IBADAH.ID, Makassar – Salah satu tantangan utama layanan ekonomi digital seperti financial technology (fintech) dalam menekuni industri keuangan syariah adalah persoalan kredit bermasalah (Non Performing Finance/NPF) yang tinggi.
Hal ini diungkapkan oleh pengamat ekonomi syariah Adiwarman Karim kepada wartawan di sela-sela Konferensi Keuangan Syariah ke-3 di Makassar, Rabu (04/07/2018).
“Ini karena peraturannya sedikit, inovasinya juga belum ada standarnya, makanya kredit bermasalahnya juga tinggi,” kata Adiwarman.
Menurut Adiwarman, untuk menekan risiko dan mengurangi kekhawatiran konsumen yang ingin memanfaatkan instrumen pembiayaan syariah, para pelaku fintech berbasis syariah harus mampu berkerjasama dengan industri perbankan syariah.
“Kita mendorong fintech untuk bekerja sama dengan perbankan syariah yang mempunyai standar keuangan syariah, agar NPF dapat lebih terkontrol,” ujar dia.
Ia menambahkan jika pelaku fintech, yang sebagian besar merupakan pelaku industri keuangan nonbank ini, bisa bekerjasama dengan perbankan syariah mereka bisa memperolah standar penanganan yang jelas terhadap berbagai keluhan dari nasabah.
“Kerja sama ini juga agar ada standar layanan kalau ada yang komplain,” terang dia.
Di tempat terpisah, Deputi Komisioner Edukasi dan Perlindungan Konsumen Otoritas Jasa Keuangan (OJK) Sarjito mengungkapkan alasan tingginya NPF bagi fintech berbasis syariah ini dikarenakan bunga yang dikenakan kepada nasabah yang cukup tinggi.

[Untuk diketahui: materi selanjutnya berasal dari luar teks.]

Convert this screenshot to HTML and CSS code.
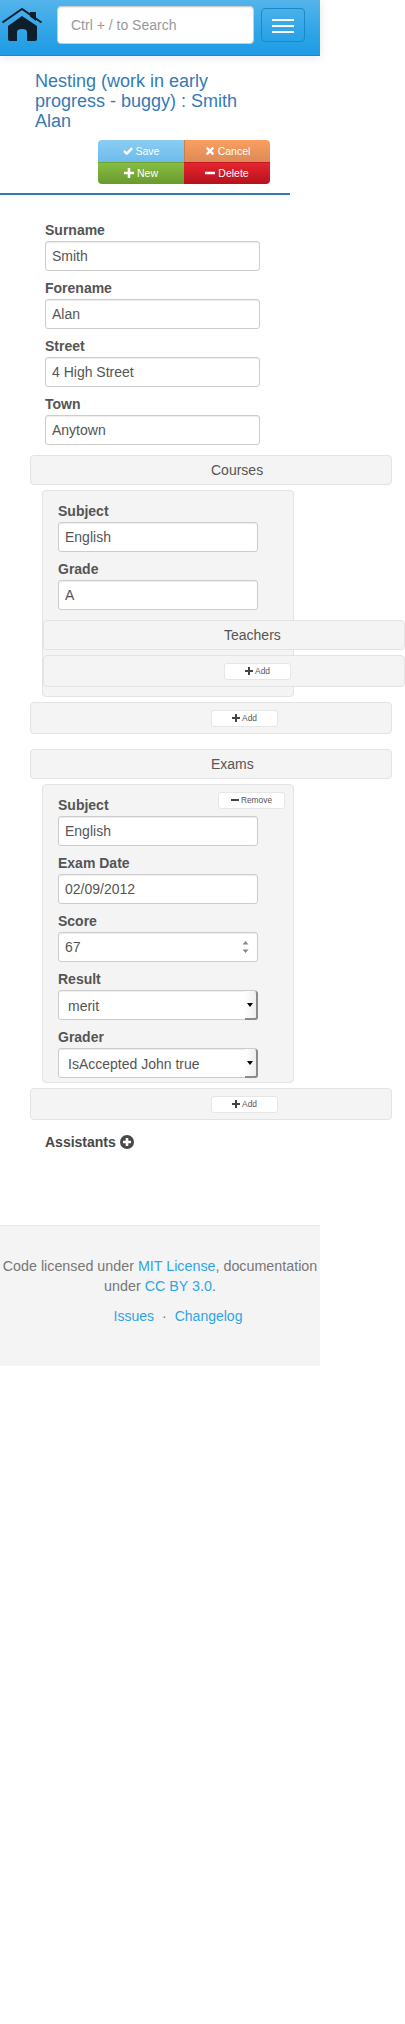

Sarjito mengharapkan para pelaku industri ini bisa memotong biaya perantara yang masih tinggi untuk menekan tingkat bunga agar konsumen tidak ragu untuk memperoleh pembiayaan yang mudah.
“Kenyataannya ‘peer-to-peer’ masih tinggi, harapannya kedepannya makin baik, sehingga bisa menjadi wahana yang bagus bagi peminjam agar tidak terkena rentenir,” ujarnya.
Saat ini, dari 49 Fintech yang terdaftar di Otoritas Jasa Keuangan, baru satu Fintech yang tercatat berbasis syariah yaitu PT Ammana Fintek Syariah.